In your copy, include every line of the listing below exactly but none of the pictures.

◆ Information supplied:
──────

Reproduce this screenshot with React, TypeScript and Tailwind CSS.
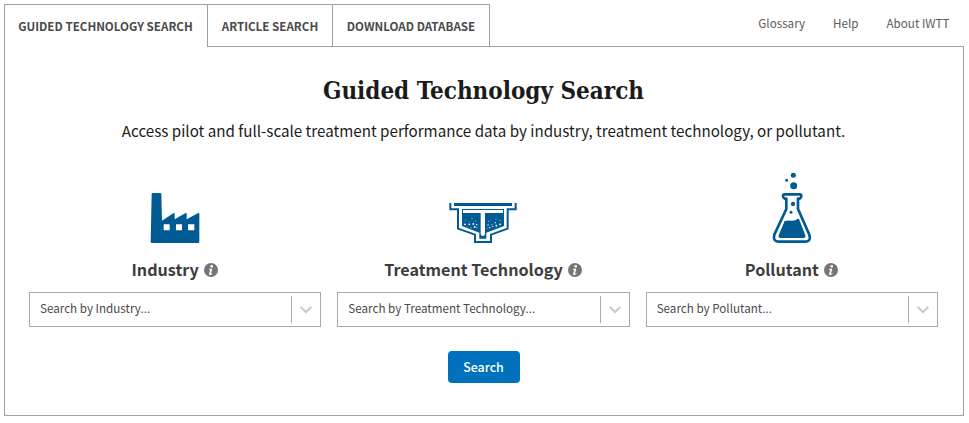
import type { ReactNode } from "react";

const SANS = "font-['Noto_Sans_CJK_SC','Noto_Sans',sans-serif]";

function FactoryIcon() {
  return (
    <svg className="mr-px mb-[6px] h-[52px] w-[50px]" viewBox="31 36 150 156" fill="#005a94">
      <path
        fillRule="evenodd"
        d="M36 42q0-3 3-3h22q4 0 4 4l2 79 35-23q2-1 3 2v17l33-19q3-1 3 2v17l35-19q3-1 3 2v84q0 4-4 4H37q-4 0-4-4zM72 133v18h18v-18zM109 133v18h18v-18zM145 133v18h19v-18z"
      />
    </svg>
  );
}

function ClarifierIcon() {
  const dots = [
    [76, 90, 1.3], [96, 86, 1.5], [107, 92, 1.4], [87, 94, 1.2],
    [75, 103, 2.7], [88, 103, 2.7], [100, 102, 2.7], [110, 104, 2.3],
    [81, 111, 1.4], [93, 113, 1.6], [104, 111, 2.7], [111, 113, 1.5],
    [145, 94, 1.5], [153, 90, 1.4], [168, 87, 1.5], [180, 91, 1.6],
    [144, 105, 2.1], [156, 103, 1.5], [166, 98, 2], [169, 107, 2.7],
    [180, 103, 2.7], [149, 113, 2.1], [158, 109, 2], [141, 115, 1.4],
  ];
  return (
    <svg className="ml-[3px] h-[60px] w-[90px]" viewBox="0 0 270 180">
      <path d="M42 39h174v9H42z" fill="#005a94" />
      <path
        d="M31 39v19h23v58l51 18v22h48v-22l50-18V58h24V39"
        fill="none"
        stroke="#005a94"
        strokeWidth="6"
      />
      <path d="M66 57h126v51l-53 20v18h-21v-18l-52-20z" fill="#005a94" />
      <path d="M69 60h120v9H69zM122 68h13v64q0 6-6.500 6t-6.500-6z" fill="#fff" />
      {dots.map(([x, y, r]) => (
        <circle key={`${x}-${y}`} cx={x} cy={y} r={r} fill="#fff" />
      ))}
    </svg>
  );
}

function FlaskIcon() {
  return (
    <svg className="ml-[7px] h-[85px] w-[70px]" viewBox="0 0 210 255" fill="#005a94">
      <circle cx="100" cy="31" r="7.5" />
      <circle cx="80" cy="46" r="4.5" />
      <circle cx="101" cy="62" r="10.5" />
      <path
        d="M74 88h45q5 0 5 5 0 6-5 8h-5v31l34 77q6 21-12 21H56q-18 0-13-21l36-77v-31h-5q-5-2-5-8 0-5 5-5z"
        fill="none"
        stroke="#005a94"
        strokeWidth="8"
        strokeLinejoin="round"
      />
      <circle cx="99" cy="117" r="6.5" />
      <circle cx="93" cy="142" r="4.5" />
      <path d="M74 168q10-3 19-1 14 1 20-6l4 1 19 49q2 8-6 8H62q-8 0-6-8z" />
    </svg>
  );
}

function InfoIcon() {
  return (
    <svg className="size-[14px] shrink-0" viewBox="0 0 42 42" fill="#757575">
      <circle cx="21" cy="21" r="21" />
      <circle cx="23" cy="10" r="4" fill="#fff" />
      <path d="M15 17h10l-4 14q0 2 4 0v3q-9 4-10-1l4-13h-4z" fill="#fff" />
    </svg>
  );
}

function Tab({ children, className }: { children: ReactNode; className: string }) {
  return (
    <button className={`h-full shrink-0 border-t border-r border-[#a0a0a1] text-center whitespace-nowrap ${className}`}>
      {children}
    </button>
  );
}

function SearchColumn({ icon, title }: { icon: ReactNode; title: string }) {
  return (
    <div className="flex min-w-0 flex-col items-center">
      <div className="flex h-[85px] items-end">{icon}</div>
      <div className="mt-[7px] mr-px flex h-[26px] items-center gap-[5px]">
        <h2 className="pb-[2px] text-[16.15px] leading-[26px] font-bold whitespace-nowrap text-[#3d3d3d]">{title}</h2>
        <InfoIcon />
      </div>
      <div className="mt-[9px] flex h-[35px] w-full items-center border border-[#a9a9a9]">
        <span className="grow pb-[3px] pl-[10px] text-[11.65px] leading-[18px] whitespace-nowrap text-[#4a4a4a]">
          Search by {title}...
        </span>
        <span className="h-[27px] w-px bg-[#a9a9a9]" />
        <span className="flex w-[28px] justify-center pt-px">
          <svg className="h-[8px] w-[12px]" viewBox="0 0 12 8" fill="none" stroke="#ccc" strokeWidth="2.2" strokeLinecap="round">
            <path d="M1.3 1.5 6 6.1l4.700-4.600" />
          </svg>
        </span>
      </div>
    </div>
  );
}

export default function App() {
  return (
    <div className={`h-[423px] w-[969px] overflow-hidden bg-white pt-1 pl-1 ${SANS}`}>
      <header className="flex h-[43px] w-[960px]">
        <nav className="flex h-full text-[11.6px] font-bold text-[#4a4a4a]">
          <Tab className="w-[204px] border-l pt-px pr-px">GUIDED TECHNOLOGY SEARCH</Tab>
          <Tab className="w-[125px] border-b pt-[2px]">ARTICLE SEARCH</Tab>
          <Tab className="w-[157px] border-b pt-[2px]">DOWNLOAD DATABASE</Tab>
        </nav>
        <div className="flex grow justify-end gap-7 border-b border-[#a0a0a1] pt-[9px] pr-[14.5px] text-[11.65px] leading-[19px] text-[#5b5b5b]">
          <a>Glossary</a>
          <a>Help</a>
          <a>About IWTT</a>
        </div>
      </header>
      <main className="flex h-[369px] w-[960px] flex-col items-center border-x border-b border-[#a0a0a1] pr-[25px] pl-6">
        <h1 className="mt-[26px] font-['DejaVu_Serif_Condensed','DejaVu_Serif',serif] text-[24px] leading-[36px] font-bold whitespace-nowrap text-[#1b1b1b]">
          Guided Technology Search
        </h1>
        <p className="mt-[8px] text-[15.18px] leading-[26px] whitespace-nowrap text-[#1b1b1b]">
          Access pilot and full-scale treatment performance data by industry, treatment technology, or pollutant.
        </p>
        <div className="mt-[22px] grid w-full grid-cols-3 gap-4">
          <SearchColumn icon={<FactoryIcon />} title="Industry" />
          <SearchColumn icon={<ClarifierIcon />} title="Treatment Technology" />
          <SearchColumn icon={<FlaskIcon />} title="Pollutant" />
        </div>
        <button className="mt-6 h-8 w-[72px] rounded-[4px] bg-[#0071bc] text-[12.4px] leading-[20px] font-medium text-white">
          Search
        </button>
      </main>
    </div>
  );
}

──────

◆ Task result:
Reproduce this screenshot with React, TypeScript and Tailwind CSS.
import type { ReactNode } from "react";

const SANS = "font-['Noto_Sans_CJK_SC','Noto_Sans',sans-serif]";

function FactoryIcon() {
  return (
    <svg className="mr-px mb-[6px] h-[52px] w-[50px]" viewBox="31 36 150 156" fill="#005a94">
      <path
        fillRule="evenodd"
        d="M36 42q0-3 3-3h22q4 0 4 4l2 79 35-23q2-1 3 2v17l33-19q3-1 3 2v17l35-19q3-1 3 2v84q0 4-4 4H37q-4 0-4-4zM72 133v18h18v-18zM109 133v18h18v-18zM145 133v18h19v-18z"
      />
    </svg>
  );
}

function ClarifierIcon() {
  const dots = [
    [76, 90, 1.3], [96, 86, 1.5], [107, 92, 1.4], [87, 94, 1.2],
    [75, 103, 2.7], [88, 103, 2.7], [100, 102, 2.7], [110, 104, 2.3],
    [81, 111, 1.4], [93, 113, 1.6], [104, 111, 2.7], [111, 113, 1.5],
    [145, 94, 1.5], [153, 90, 1.4], [168, 87, 1.5], [180, 91, 1.6],
    [144, 105, 2.1], [156, 103, 1.5], [166, 98, 2], [169, 107, 2.7],
    [180, 103, 2.7], [149, 113, 2.1], [158, 109, 2], [141, 115, 1.4],
  ];
  return (
    <svg className="ml-[3px] h-[60px] w-[90px]" viewBox="0 0 270 180">
      <path d="M42 39h174v9H42z" fill="#005a94" />
      <path
        d="M31 39v19h23v58l51 18v22h48v-22l50-18V58h24V39"
        fill="none"
        stroke="#005a94"
        strokeWidth="6"
      />
      <path d="M66 57h126v51l-53 20v18h-21v-18l-52-20z" fill="#005a94" />
      <path d="M69 60h120v9H69zM122 68h13v64q0 6-6.500 6t-6.500-6z" fill="#fff" />
      {dots.map(([x, y, r]) => (
        <circle key={`${x}-${y}`} cx={x} cy={y} r={r} fill="#fff" />
      ))}
    </svg>
  );
}

function FlaskIcon() {
  return (
    <svg className="ml-[7px] h-[85px] w-[70px]" viewBox="0 0 210 255" fill="#005a94">
      <circle cx="100" cy="31" r="7.5" />
      <circle cx="80" cy="46" r="4.5" />
      <circle cx="101" cy="62" r="10.5" />
      <path
        d="M74 88h45q5 0 5 5 0 6-5 8h-5v31l34 77q6 21-12 21H56q-18 0-13-21l36-77v-31h-5q-5-2-5-8 0-5 5-5z"
        fill="none"
        stroke="#005a94"
        strokeWidth="8"
        strokeLinejoin="round"
      />
      <circle cx="99" cy="117" r="6.5" />
      <circle cx="93" cy="142" r="4.5" />
      <path d="M74 168q10-3 19-1 14 1 20-6l4 1 19 49q2 8-6 8H62q-8 0-6-8z" />
    </svg>
  );
}

function InfoIcon() {
  return (
    <svg className="size-[14px] shrink-0" viewBox="0 0 42 42" fill="#757575">
      <circle cx="21" cy="21" r="21" />
      <circle cx="23" cy="10" r="4" fill="#fff" />
      <path d="M15 17h10l-4 14q0 2 4 0v3q-9 4-10-1l4-13h-4z" fill="#fff" />
    </svg>
  );
}

function Tab({ children, className }: { children: ReactNode; className: string }) {
  return (
    <button className={`h-full shrink-0 border-t border-r border-[#a0a0a1] text-center whitespace-nowrap ${className}`}>
      {children}
    </button>
  );
}

function SearchColumn({ icon, title }: { icon: ReactNode; title: string }) {
  return (
    <div className="flex min-w-0 flex-col items-center">
      <div className="flex h-[85px] items-end">{icon}</div>
      <div className="mt-[7px] mr-px flex h-[26px] items-center gap-[5px]">
        <h2 className="pb-[2px] text-[16.15px] leading-[26px] font-bold whitespace-nowrap text-[#3d3d3d]">{title}</h2>
        <InfoIcon />
      </div>
      <div className="mt-[9px] flex h-[35px] w-full items-center border border-[#a9a9a9]">
        <span className="grow pb-[3px] pl-[10px] text-[11.65px] leading-[18px] whitespace-nowrap text-[#4a4a4a]">
          Search by {title}...
        </span>
        <span className="h-[27px] w-px bg-[#a9a9a9]" />
        <span className="flex w-[28px] justify-center pt-px">
          <svg className="h-[8px] w-[12px]" viewBox="0 0 12 8" fill="none" stroke="#ccc" strokeWidth="2.2" strokeLinecap="round">
            <path d="M1.3 1.5 6 6.1l4.700-4.600" />
          </svg>
        </span>
      </div>
    </div>
  );
}

export default function App() {
  return (
    <div className={`h-[423px] w-[969px] overflow-hidden bg-white pt-1 pl-1 ${SANS}`}>
      <header className="flex h-[43px] w-[960px]">
        <nav className="flex h-full text-[11.6px] font-bold text-[#4a4a4a]">
          <Tab className="w-[204px] border-l pt-px pr-px">GUIDED TECHNOLOGY SEARCH</Tab>
          <Tab className="w-[125px] border-b pt-[2px]">ARTICLE SEARCH</Tab>
          <Tab className="w-[157px] border-b pt-[2px]">DOWNLOAD DATABASE</Tab>
        </nav>
        <div className="flex grow justify-end gap-7 border-b border-[#a0a0a1] pt-[9px] pr-[14.5px] text-[11.65px] leading-[19px] text-[#5b5b5b]">
          <a>Glossary</a>
          <a>Help</a>
          <a>About IWTT</a>
        </div>
      </header>
      <main className="flex h-[369px] w-[960px] flex-col items-center border-x border-b border-[#a0a0a1] pr-[25px] pl-6">
        <h1 className="mt-[26px] font-['DejaVu_Serif_Condensed','DejaVu_Serif',serif] text-[24px] leading-[36px] font-bold whitespace-nowrap text-[#1b1b1b]">
          Guided Technology Search
        </h1>
        <p className="mt-[8px] text-[15.18px] leading-[26px] whitespace-nowrap text-[#1b1b1b]">
          Access pilot and full-scale treatment performance data by industry, treatment technology, or pollutant.
        </p>
        <div className="mt-[22px] grid w-full grid-cols-3 gap-4">
          <SearchColumn icon={<FactoryIcon />} title="Industry" />
          <SearchColumn icon={<ClarifierIcon />} title="Treatment Technology" />
          <SearchColumn icon={<FlaskIcon />} title="Pollutant" />
        </div>
        <button className="mt-6 h-8 w-[72px] rounded-[4px] bg-[#0071bc] text-[12.4px] leading-[20px] font-medium text-white">
          Search
        </button>
      </main>
    </div>
  );
}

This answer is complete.